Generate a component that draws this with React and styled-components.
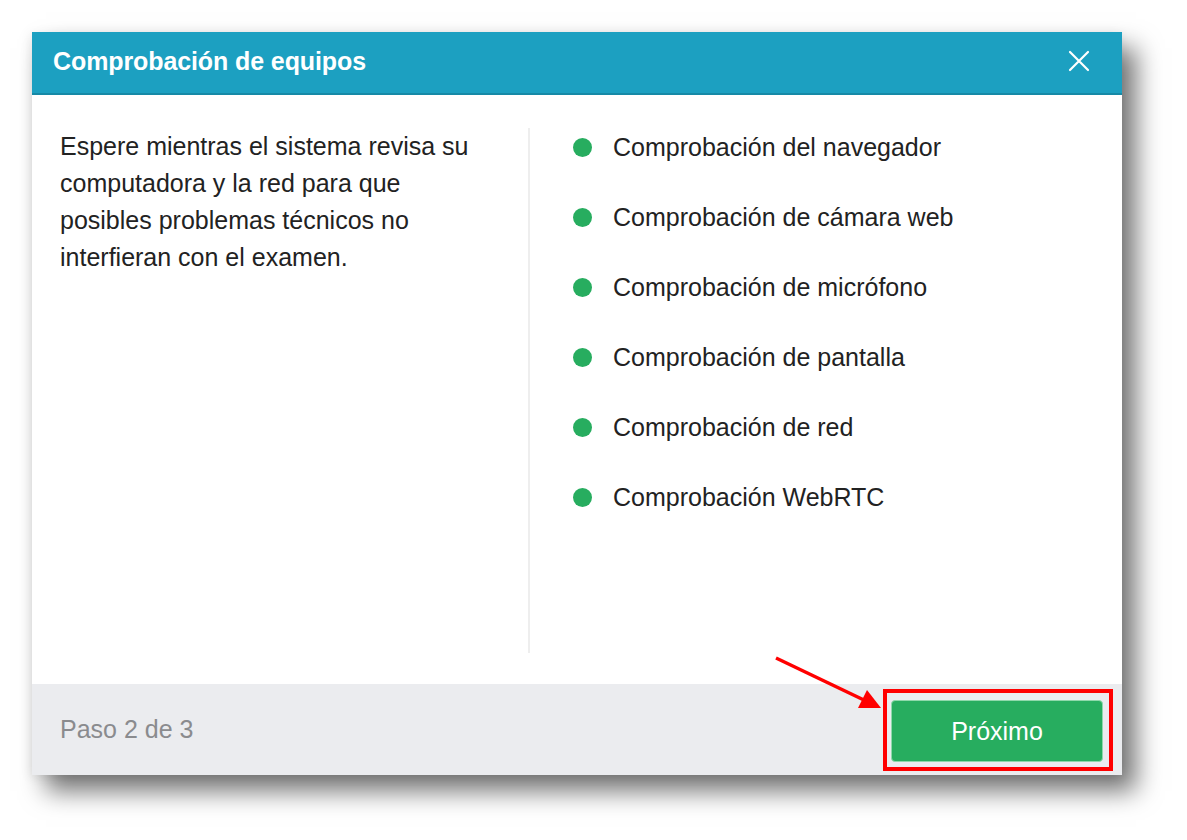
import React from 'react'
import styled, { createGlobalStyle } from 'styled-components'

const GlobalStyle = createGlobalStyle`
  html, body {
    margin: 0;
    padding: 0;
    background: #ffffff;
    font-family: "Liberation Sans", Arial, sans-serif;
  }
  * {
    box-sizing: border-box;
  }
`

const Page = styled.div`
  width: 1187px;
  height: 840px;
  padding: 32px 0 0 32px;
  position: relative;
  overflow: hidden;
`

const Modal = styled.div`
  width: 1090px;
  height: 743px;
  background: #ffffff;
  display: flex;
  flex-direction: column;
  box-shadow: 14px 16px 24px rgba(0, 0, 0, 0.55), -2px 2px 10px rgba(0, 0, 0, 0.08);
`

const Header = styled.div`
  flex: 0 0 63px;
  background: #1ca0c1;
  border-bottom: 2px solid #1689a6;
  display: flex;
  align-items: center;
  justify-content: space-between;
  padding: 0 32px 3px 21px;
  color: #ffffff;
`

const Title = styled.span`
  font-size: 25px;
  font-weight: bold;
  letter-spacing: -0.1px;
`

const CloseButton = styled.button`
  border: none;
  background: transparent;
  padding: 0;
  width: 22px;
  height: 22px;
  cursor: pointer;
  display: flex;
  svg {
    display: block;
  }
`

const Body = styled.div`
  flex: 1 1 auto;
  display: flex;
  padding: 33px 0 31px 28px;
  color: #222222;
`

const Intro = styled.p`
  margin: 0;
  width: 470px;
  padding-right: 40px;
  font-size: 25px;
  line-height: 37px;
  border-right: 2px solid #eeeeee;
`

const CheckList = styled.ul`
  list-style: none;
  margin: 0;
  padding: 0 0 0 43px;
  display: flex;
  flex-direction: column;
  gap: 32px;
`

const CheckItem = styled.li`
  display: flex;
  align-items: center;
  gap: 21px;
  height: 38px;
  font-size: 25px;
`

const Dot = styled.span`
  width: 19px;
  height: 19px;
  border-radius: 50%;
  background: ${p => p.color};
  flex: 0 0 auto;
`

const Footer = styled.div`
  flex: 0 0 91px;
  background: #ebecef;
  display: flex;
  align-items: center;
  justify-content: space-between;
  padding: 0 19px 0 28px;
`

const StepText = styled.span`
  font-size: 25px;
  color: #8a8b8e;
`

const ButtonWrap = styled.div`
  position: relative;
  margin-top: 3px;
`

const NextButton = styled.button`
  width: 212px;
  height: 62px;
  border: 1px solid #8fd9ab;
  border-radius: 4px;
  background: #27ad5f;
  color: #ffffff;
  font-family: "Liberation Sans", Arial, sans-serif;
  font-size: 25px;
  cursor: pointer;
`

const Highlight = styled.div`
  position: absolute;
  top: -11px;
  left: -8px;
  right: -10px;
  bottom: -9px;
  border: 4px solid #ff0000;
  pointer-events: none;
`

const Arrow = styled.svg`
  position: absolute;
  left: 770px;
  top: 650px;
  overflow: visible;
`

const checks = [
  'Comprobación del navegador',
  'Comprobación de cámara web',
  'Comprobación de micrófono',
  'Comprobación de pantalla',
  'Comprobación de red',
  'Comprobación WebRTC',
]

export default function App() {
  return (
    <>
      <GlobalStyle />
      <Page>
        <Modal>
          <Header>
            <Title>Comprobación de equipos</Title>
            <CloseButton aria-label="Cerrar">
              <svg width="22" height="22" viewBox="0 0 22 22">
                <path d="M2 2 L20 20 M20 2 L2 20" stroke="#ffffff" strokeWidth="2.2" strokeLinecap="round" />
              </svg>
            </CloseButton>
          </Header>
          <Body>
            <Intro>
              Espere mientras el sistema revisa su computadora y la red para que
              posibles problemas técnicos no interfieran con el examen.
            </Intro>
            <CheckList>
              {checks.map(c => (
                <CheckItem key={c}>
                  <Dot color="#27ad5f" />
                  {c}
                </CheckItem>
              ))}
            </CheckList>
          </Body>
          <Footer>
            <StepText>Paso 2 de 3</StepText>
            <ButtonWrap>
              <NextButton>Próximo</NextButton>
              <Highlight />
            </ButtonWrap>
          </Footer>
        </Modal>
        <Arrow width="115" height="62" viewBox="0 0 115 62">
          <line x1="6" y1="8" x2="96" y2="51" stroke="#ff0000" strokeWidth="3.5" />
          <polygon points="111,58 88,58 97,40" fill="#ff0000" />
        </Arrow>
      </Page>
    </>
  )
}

____

Copy each line above precisely, dropping the pictures.

Generate a component that draws this with React and styled-components.
import React from 'react'
import styled, { createGlobalStyle } from 'styled-components'

const GlobalStyle = createGlobalStyle`
  html, body {
    margin: 0;
    padding: 0;
    background: #ffffff;
    font-family: "Liberation Sans", Arial, sans-serif;
  }
  * {
    box-sizing: border-box;
  }
`

const Page = styled.div`
  width: 1187px;
  height: 840px;
  padding: 32px 0 0 32px;
  position: relative;
  overflow: hidden;
`

const Modal = styled.div`
  width: 1090px;
  height: 743px;
  background: #ffffff;
  display: flex;
  flex-direction: column;
  box-shadow: 14px 16px 24px rgba(0, 0, 0, 0.55), -2px 2px 10px rgba(0, 0, 0, 0.08);
`

const Header = styled.div`
  flex: 0 0 63px;
  background: #1ca0c1;
  border-bottom: 2px solid #1689a6;
  display: flex;
  align-items: center;
  justify-content: space-between;
  padding: 0 32px 3px 21px;
  color: #ffffff;
`

const Title = styled.span`
  font-size: 25px;
  font-weight: bold;
  letter-spacing: -0.1px;
`

const CloseButton = styled.button`
  border: none;
  background: transparent;
  padding: 0;
  width: 22px;
  height: 22px;
  cursor: pointer;
  display: flex;
  svg {
    display: block;
  }
`

const Body = styled.div`
  flex: 1 1 auto;
  display: flex;
  padding: 33px 0 31px 28px;
  color: #222222;
`

const Intro = styled.p`
  margin: 0;
  width: 470px;
  padding-right: 40px;
  font-size: 25px;
  line-height: 37px;
  border-right: 2px solid #eeeeee;
`

const CheckList = styled.ul`
  list-style: none;
  margin: 0;
  padding: 0 0 0 43px;
  display: flex;
  flex-direction: column;
  gap: 32px;
`

const CheckItem = styled.li`
  display: flex;
  align-items: center;
  gap: 21px;
  height: 38px;
  font-size: 25px;
`

const Dot = styled.span`
  width: 19px;
  height: 19px;
  border-radius: 50%;
  background: ${p => p.color};
  flex: 0 0 auto;
`

const Footer = styled.div`
  flex: 0 0 91px;
  background: #ebecef;
  display: flex;
  align-items: center;
  justify-content: space-between;
  padding: 0 19px 0 28px;
`

const StepText = styled.span`
  font-size: 25px;
  color: #8a8b8e;
`

const ButtonWrap = styled.div`
  position: relative;
  margin-top: 3px;
`

const NextButton = styled.button`
  width: 212px;
  height: 62px;
  border: 1px solid #8fd9ab;
  border-radius: 4px;
  background: #27ad5f;
  color: #ffffff;
  font-family: "Liberation Sans", Arial, sans-serif;
  font-size: 25px;
  cursor: pointer;
`

const Highlight = styled.div`
  position: absolute;
  top: -11px;
  left: -8px;
  right: -10px;
  bottom: -9px;
  border: 4px solid #ff0000;
  pointer-events: none;
`

const Arrow = styled.svg`
  position: absolute;
  left: 770px;
  top: 650px;
  overflow: visible;
`

const checks = [
  'Comprobación del navegador',
  'Comprobación de cámara web',
  'Comprobación de micrófono',
  'Comprobación de pantalla',
  'Comprobación de red',
  'Comprobación WebRTC',
]

export default function App() {
  return (
    <>
      <GlobalStyle />
      <Page>
        <Modal>
          <Header>
            <Title>Comprobación de equipos</Title>
            <CloseButton aria-label="Cerrar">
              <svg width="22" height="22" viewBox="0 0 22 22">
                <path d="M2 2 L20 20 M20 2 L2 20" stroke="#ffffff" strokeWidth="2.2" strokeLinecap="round" />
              </svg>
            </CloseButton>
          </Header>
          <Body>
            <Intro>
              Espere mientras el sistema revisa su computadora y la red para que
              posibles problemas técnicos no interfieran con el examen.
            </Intro>
            <CheckList>
              {checks.map(c => (
                <CheckItem key={c}>
                  <Dot color="#27ad5f" />
                  {c}
                </CheckItem>
              ))}
            </CheckList>
          </Body>
          <Footer>
            <StepText>Paso 2 de 3</StepText>
            <ButtonWrap>
              <NextButton>Próximo</NextButton>
              <Highlight />
            </ButtonWrap>
          </Footer>
        </Modal>
        <Arrow width="115" height="62" viewBox="0 0 115 62">
          <line x1="6" y1="8" x2="96" y2="51" stroke="#ff0000" strokeWidth="3.5" />
          <polygon points="111,58 88,58 97,40" fill="#ff0000" />
        </Arrow>
      </Page>
    </>
  )
}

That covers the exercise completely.